A world-class salesman, Elmer Wheeler, a hundred years ago said, “don’t sell the steak, sell the sizzle.” This is the difference between descriptors and benefits.
Yes, a buyer must know all of the details of what they’re buying. But you should also sell the benefit. “No prep lesson”, “modified to support all your students”, “engaging and rigorous”, “your administration will be impressed if they observe this lesson,” none of these phrases describe details of the resource. They do, however, list some of the benefits of buying your product.
So be sure to include a couple of benefits in your description (without adding too much fluff)
You’ve spend a lot of time creating an awesome resource for teachers; it’s just as important to do the same for your listing.
Once you’ve crafted an amazing listing you can use all or part of it over and over again. I’m currently working on a series of lessons that are similar in nature. It literally takes me 5 minutes to list each because I’m only changing a few words.
So, fellow teacher author, it’s now time to celebrate! You have created a resource to help other teachers, designed a cover and preview and crafted an effective listing.
Treat yourself to an ice cream when the truck comes by, or with a nice glass of wine, or your favorite Netflix show that you’ve been missing thanks to all this TpT stuff!
Take a day or 2 off.
Then get back to work. Make another resource, and another and another. The “magic” number that’s thrown around is 50. I know that’s a long way off, but you’re on your way.

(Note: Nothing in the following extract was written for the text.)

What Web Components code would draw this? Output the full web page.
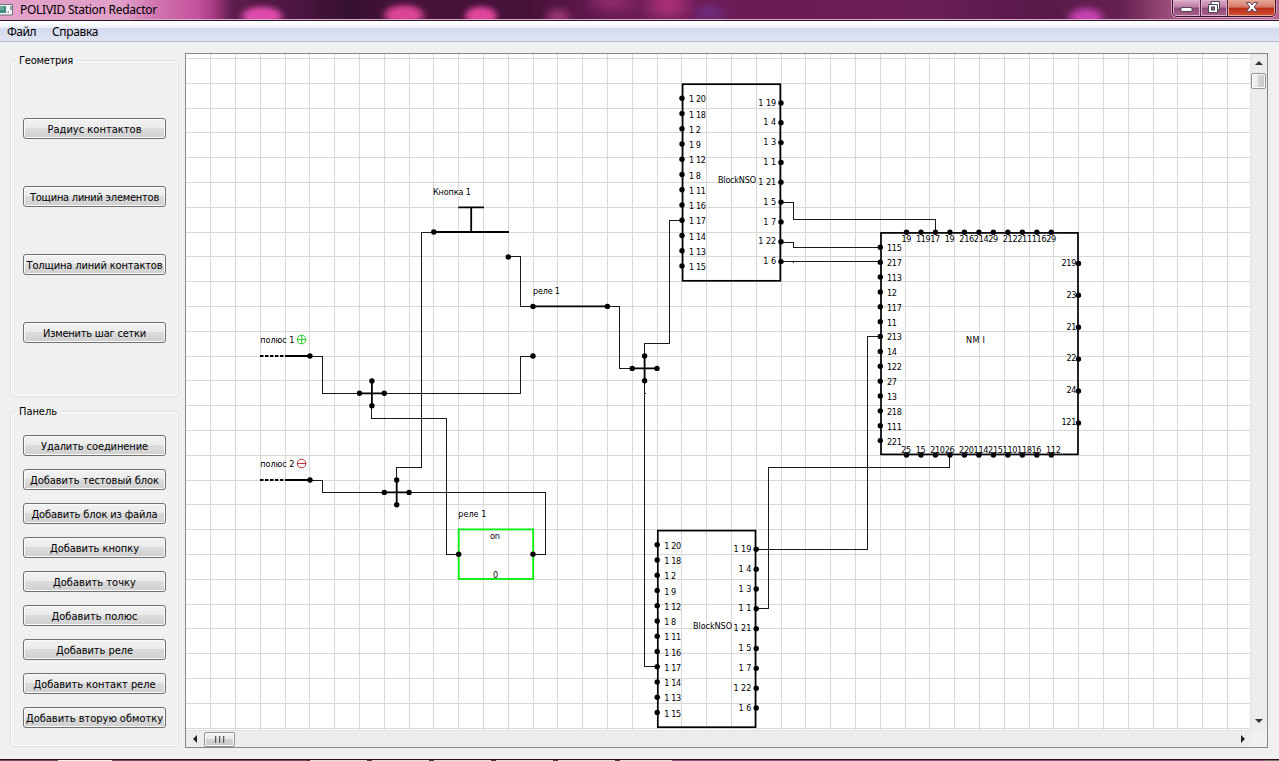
<!DOCTYPE html>
<html lang="ru">
<head>
<meta charset="utf-8">
<title>POLIVID Station Redactor</title>
<style>
html,body{margin:0;height:100%;overflow:hidden}
body{background:#f0f0f0;color:#000}
</style>
</head>
<body>
<station-app></station-app>
<script>
const UI = '"DejaVu Sans Condensed","DejaVu Sans",sans-serif';
const SYS = '"Noto Sans","Open Sans",sans-serif';

function define(name, html, after) {
  const t = document.createElement('template');
  t.innerHTML = html;
  customElements.define(name, class extends HTMLElement {
    connectedCallback() {
      if (this.shadowRoot) return;
      this.attachShadow({mode: 'open'}).append(t.content.cloneNode(true));
      if (after) after.call(this, this.shadowRoot);
    }
  });
}

/* A single line whose tracking is set so that it takes the width in "w". */
define('fit-text', `<style>:host{display:inline-block;white-space:nowrap}span{display:inline-block}</style><span><slot></slot></span>`, function (r) {
  const s = r.querySelector('span'), n = this.textContent.length, w = +this.getAttribute('w');
  s.style.letterSpacing = ((w - s.getBoundingClientRect().width) / n).toFixed(3) + 'px';
});

define('title-bar', `<style>
:host{display:flex;height:21px;box-sizing:border-box;position:relative;z-index:0;overflow:hidden;font:12px/19px ${SYS};
 border-bottom:1px solid #2d1029}
:host::before{content:"";position:absolute;inset:-8px -10px;z-index:-1;filter:blur(2.5px);
 background:
 radial-gradient(ellipse 24px 11px at 272px 24px,#e04cae 65%,transparent),
 radial-gradient(ellipse 24px 12px at 414px 23px,#dc4494 60%,transparent),
 radial-gradient(ellipse 19px 11px at 491px 24px,#e0469b 65%,transparent),
 radial-gradient(ellipse 17px 12px at 568px 25px,#9b3874 20%,transparent),
 radial-gradient(ellipse 30px 14px at 622px 10px,#8c2a6a 20%,transparent),
 radial-gradient(ellipse 30px 20px at 678px 13px,#a83079 20%,transparent),
 radial-gradient(ellipse 22px 12px at 719px 21px,#6d2a78 30%,transparent),
 radial-gradient(ellipse 22px 13px at 1096px 26px,#c743b4 45%,transparent),
 linear-gradient(90deg,#e6a3cb 0,#dfa0c8 130px,#cf74ad 168px,#c4519c 208px,#a4397f 225px,#5d1d4c 242px,#4a153f 310px,#351030 360px,#471239 410px,#461138 540px,#6b1c55 630px,#6d1b56 810px,#6b1f58 930px,#571948 1050px,#64204f 1130px,#a0527f 1185px,#b76890 1299px)}
:host::after{content:"";position:absolute;left:0;right:0;top:19px;height:1px;background:#d9a9c8}
.i{width:13px;height:12px;margin:4px 7px 0 0}
.w{margin-left:auto;display:flex;width:104px;height:17px;margin-right:3px;box-sizing:border-box;border:1px solid #341427;border-top:0;border-radius:0 0 5px 5px;overflow:hidden;box-shadow:0 0 0 1px #d69abb}
.w span{display:flex;align-items:center;justify-content:center;box-sizing:border-box;background:linear-gradient(#d9aec8,#bd7ba2 45%,#8d4a75 50%,#a7618d);box-shadow:inset 0 0 0 1px #dcb0ca}
.a{width:28px;border-right:1px solid #4c2039}.b{width:27px;border-right:1px solid #4c2039}
.w .c{flex:1;background:linear-gradient(#e3a799,#d37868 45%,#b92b16 50%,#d05434);box-shadow:inset 0 0 0 1px #e8a795}
svg{display:block;position:relative;top:-1px}
.i{top:0}
</style>
<svg class="i" viewBox="0 0 13 12"><path d="M0 .5h12.500v10.500H0" fill="#f5f5f5" stroke="#6c7077"/><path d="M0 2h6v7H0z" fill="#3f8c80"/><path d="M0 2h4v4H0z" fill="#68a99b"/><path d="M7.500 8h1.500M11 2v4" stroke="#345" fill="none"/></svg>
<fit-text w="137">POLIVID Station Redactor</fit-text>
<div class="w">
<span class="a"><svg width="13" height="14"><rect x="1" y="7.500" width="11" height="4" rx="1" fill="#fff" stroke="#4a4356"/></svg></span>
<span class="b"><svg width="14" height="15"><path d="M4 1.500h8.500v8H10.500V12.500H1.500V4.500H4z" fill="#fff" stroke="#4a4356"/><path d="M4 4.500h6.500v5" fill="none" stroke="#4a4356"/><rect x="4.500" y="7" width="3" height="3" fill="#a06a8c" stroke="#4a4356"/></svg></span>
<span class="c"><svg width="14" height="14"><path d="M1.500 2.500h3.500l2 2.500 2-2.500h3.500L9.200 7l3.300 4.500H9L7 9l-2 2.500H1.500L4.800 7z" fill="#fff" stroke="#574554"/></svg></span>
</div>`);

define('menu-bar', `<style>
:host{display:flex;height:21px;box-sizing:border-box;padding-left:7px;gap:16px;font:12px/21px ${SYS};border-bottom:1px solid #b4bbcd;
background:linear-gradient(#fff 0,#f5f8fc 4px,#e9eef6 7px,#d4daec 7px,#dfe4f4 20px)}
</style><fit-text w="29">Файл</fit-text><fit-text w="46">Справка</fit-text>`);

define('push-button', `<style>
:host{display:flex;height:21px;box-sizing:border-box;border:1px solid #707070;border-radius:3px;align-items:center;justify-content:center;
box-shadow:inset 0 0 0 1px #fbfbfb;background:linear-gradient(#f2f2f2 0,#ebebeb 48%,#dcdcdc 50%,#cfcfcf 100%);font:11px/19px ${UI};padding-top:1px}
</style><slot></slot>`);

define('group-box', `<style>
:host{display:block;box-sizing:border-box;border:1px solid #d5dfe5;border-radius:4px;position:relative;box-shadow:inset 0 0 0 1px #fff;padding:var(--top) 12px 0;}
.t{position:absolute;left:5px;top:-7px;background:#f0f0f0;padding:0 3px;font:11px/14px ${UI};}
.c{display:flex;flex-direction:column;gap:var(--gap)}
</style><div class="t"><slot name="title"></slot></div><div class="c"><slot></slot></div>`);

define('scroll-bar', `<style>
:host{display:flex;background:#ececec;box-sizing:border-box;align-items:center}
:host([v]){flex-direction:column;align-items:flex-start;width:17px;border-left:1px solid #e2e2e2}
:host([h]){height:17px;border-top:1px solid #e2e2e2;width:1065px}
i{flex:none;display:flex;align-items:center;justify-content:center}
:host([v]) i{height:19px;width:15px}:host([v]) i:first-of-type{box-sizing:border-box;padding-bottom:2px}:host([h]) i{width:17px;height:16px}
.th{flex:none;box-sizing:border-box;border:1px solid #939393;border-radius:2px;display:flex;align-items:center;justify-content:center;gap:2px;box-shadow:inset 0 0 0 1px #fafafa}
:host([v]) .th{width:15px;height:16px;background:linear-gradient(90deg,#f5f5f5,#e8e8ea 48%,#d3d3d6 50%,#c9c9cd)}
:host([h]) .th{margin-left:1px;width:31px;height:15px;background:linear-gradient(#f5f5f5,#e8e8ea 48%,#d3d3d6 50%,#c9c9cd)}
:host([v]) b{display:none}b{width:2px;height:7px;background:linear-gradient(90deg,#555 1px,#bbb 1px)}
.s{flex:1}
svg{display:block}
.vv,.hh{display:none}:host([v]) .vv,:host([h]) .hh{display:block}
</style>
<i><svg class="vv" width="8" height="4"><path d="M0 4 4 0l4 4z" fill="#333"/></svg><svg class="hh" width="4" height="8"><path d="M4 0v8L0 4z" fill="#222"/></svg></i>
<div class="th"><b></b><b></b><b></b></div><div class="s"></div>
<i><svg class="vv" width="8" height="4"><path d="M0 0h8L4 4z" fill="#333"/></svg><svg class="hh" width="4" height="8"><path d="M0 0l4 4-4 4z" fill="#222"/></svg></i>`);

define('circuit-scheme', `<style>
:host{display:block;width:1064px;height:676px;background:#fff;overflow:hidden}
svg{display:block}
text{font:9px ${UI};fill:#000}
.g{stroke:#d8d8d8;fill:none;shape-rendering:crispEdges}
.w{stroke:#1b1b1b;fill:none;shape-rendering:crispEdges}
.k{stroke:#000;stroke-width:1.8;fill:none}
</style><svg width="1064" height="676" viewBox="186 54 1064 676"></svg>`, function (r) {
  const o = [];
  const line = (c, d) => o.push(`<path class="${c}" d="${d}"/>`);
  const dot = (x, y) => o.push(`<circle cx="${x}" cy="${y}" r="2.7"/>`);
  const text = (x, y, s, w) => o.push(`<text x="${x}" y="${y}" textLength="${w}">${s}</text>`);
  let g = '';
  for (let k = 1; k < 43; k++) g += `M${Math.floor(185.9 + 24.8 * k) + .5} 54V730`;
  for (let k = 0; k < 28; k++) g += `M186 ${Math.floor(58.45 + 24.8 * k) + .5}H1250`;
  line('g', g);

  line('w', 'M433 232.5H421.5V467.500H396.500V480M508 256.500H520.500V306.500H533M607 306.500H619.500V368.500H632' +
    'M644.500 356V343.500H669.500V220.500H682M644.500 381V666.500H657M644 393.500H646M533 356.500H520.500V393.500H384' +
    'M371.500 405V418.500H446.500V554.500H458M310 356.500H322.500V393.500H360M310 480.500H322.500V492.500H384' +
    'M409 492.500H545.500V554.500H533M781 202.500H793.500V219.500H935.500V232M781 242.500H793.500V247.500H880M781 261.500H880M793.500 261V263' +
    'M880 336.500H867.500V549.500H756M949.500 455V467.500H768.500V608.500H756');

  line('k', 'M433.500 232H509M458.300 207.300H484M471.200 207V232M533 306.300H607.500M285 356H310M285 480H310');
  o.push('<path class="k" stroke-dasharray="3.500 1.500" d="M260 356H285M260 480H285"/>');
  [[433.8,232],[508.3,256.9],[533,306.4],[607.4,306.4],[533,356],[310,356],[310,480]].forEach(p => dot(...p));
  [[644.6,368.4],[371.9,393.3],[396.7,492.4]].forEach(([x, y]) => {
    line('k', `M${x - 12.4} ${y}h24.8M${x} ${y - 12.4}v24.8`);
    dot(x - 12.4, y); dot(x + 12.4, y); dot(x, y - 12.4); dot(x, y + 12.4);
  });
  text(433, 195, 'Кнопка 1', 38); text(533, 294, 'реле 1', 27);
  text(260.300, 343, 'полюс 1', 34); text(260.300, 467, 'полюс 2', 34);
  text(458.300, 517, 'реле 1', 28);
  o.push('<path d="M297.300 339.500h8.600M301.600 335.200v8.600M305.900 339.500a4.300 4.300 0 1 1-8.600 0a4.300 4.300 0 1 1 8.600 0" fill="none" stroke="#2fd02f"/>');
  o.push('<path d="M297.300 463.500h8.600M305.900 463.500a4.300 4.300 0 1 1-8.600 0a4.300 4.300 0 1 1 8.600 0" fill="none" stroke="#c03038"/>');
  o.push('<rect x="458.700" y="529.400" width="74.500" height="49.600" fill="none" stroke="#00ee08" stroke-width="1.800"/>');
  dot(458.7, 554.2); dot(533, 554.2);
  text(490, 539, 'on', 10); text(493, 577.7, '0', 5.2);

  const block = (x, y, nx, nw) => {
    o.push(`<rect x="${x}" y="${y}" width="97.700" height="196.600" fill="none" stroke="#000" stroke-width="1.700"/>`);
    ['1 20','1 18','1 2','1 9','1 12','1 8','1 11','1 16','1 17','1 14','1 13','1 15'].forEach((s, i) => {
      const cy = y + 14.1 + 15.25 * i;
      dot(x - .6, cy); text(x + 6.4, Math.floor(cy + 4.6), s, s.length > 3 ? 17 : 12);
    });
    ['1 19','1 4','1 3','1 1','1 21','1 5','1 7','1 22','1 6'].forEach((s, i) => {
      const cy = y + 18.7 + 19.84 * i, w = s.length > 3 ? 18 : 13;
      dot(x + 98.4, cy); text(x + 93.6 - w, Math.floor(cy + 3.1), s, w);
    });
    text(nx, y + 98.8, 'BlockNSO', nw);
  };
  block(682.6, 84.2, 718, 38);
  block(657.8, 530.6, 693, 39);

  o.push('<rect x="881" y="232.900" width="197" height="221.500" fill="none" stroke="#000" stroke-width="1.700"/>');
  const W = s => s.length * 4.95;
  ['115','217','113','12','117','11','213','14','122','27','13','218','111','221'].forEach((s, i) => {
    const cy = 247.3 + 14.87 * i; dot(880.3, cy); text(887, Math.floor(cy + 4.4), s, W(s));
  });
  ['219','23','21','22','24','121'].forEach((s, i) => {
    const cy = 263.4 + 31.9 * i; dot(1078.5, cy); text(1076.3 - W(s), Math.floor(cy + 2.8), s, W(s));
  });
  const top = ['19','119','17','19','216','214','29','212','211','116','29'];
  const bot = ['25','15','210','26','220','114','215','110','118','16','112'];
  for (let i = 0; i < 11; i++) {
    const x = 906.5 + 14.48 * i;
    dot(x, 232.2); dot(x, 455);
    text(x - 5.1, 241.800, top[i], W(top[i])); text(x - 5.3, 453, bot[i], W(bot[i]));
  }
  text(966, 343, 'NM I', 19);
  r.querySelector('svg').innerHTML = o.join('');
});

define('scheme-view', `<style>
:host{display:grid;grid-template-columns:1064px 17px;grid-template-rows:676px 17px;box-sizing:border-box;width:1083px;height:695px;border:1px solid #828790;background:#f0f0f0}
</style><circuit-scheme></circuit-scheme><scroll-bar v></scroll-bar><scroll-bar h></scroll-bar>`);

define('task-edge', `<style>
:host{display:block;height:2px;box-sizing:border-box;border-top:1px solid #2a0b22;background:linear-gradient(90deg,#7a5068 58px,#eee 58px 112px,#7a5068 112px 307px,transparent 307px 672px,#8a5878 672px 1264px,#777 1264px),repeating-linear-gradient(90deg,#ddd 0 57px,#533 57px 62px)}
</style>`);

const btn = (w, s) => `<push-button><fit-text w="${w}">${s}</fit-text></push-button>`;
define('station-app', `<style>
:host{display:flex;flex-direction:column;width:1279px;height:761px;background:#f0f0f0;overflow:hidden}
main{flex:1;display:flex;padding:11px 0 0 10px;box-sizing:border-box}
aside{width:169px;margin-right:6px;padding-top:7px;display:flex;flex-direction:column;gap:14px}
.g{height:337px;--top:57px;--gap:47px}.p{height:336px;--top:23px;--gap:13px}
</style>
<title-bar></title-bar><menu-bar></menu-bar>
<main><aside>
<group-box class="g"><fit-text slot="title" w="54">Геометрия</fit-text>
${btn(94, 'Радиус контактов')}${btn(129, 'Тощина линий элементов')}${btn(136, 'Толщина линий контактов')}${btn(103, 'Изменить шаг сетки')}</group-box>
<group-box class="p"><fit-text slot="title" w="38">Панель</fit-text>
${btn(107, 'Удалить соединение')}${btn(129, 'Добавить тестовый блок')}${btn(126, 'Добавить блок из файла')}${btn(89, 'Добавить кнопку')}${btn(83, 'Добавить точку')}${btn(86, 'Добавить полюс')}${btn(77, 'Добавить реле')}${btn(122, 'Добавить контакт реле')}${btn(137, 'Добавить вторую обмотку')}</group-box>
</aside><scheme-view></scheme-view></main>
<task-edge></task-edge>`);
</script>
</body>
</html>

In order to not burn out and quit it really is important to celebrate every step along the way. Your first product listed, enjoy it. Your 10th resource done and up on TpT, time for another celebration. Again for your first sale, and your 10th and your first payment into your PayPal account.
Final thought: Don’t worry about marketing, social media, Pinterest or anything else for a while. Just make each resource a little better than the one before.
What are you planning to do with your profits? Don’t forget to imagine that, too!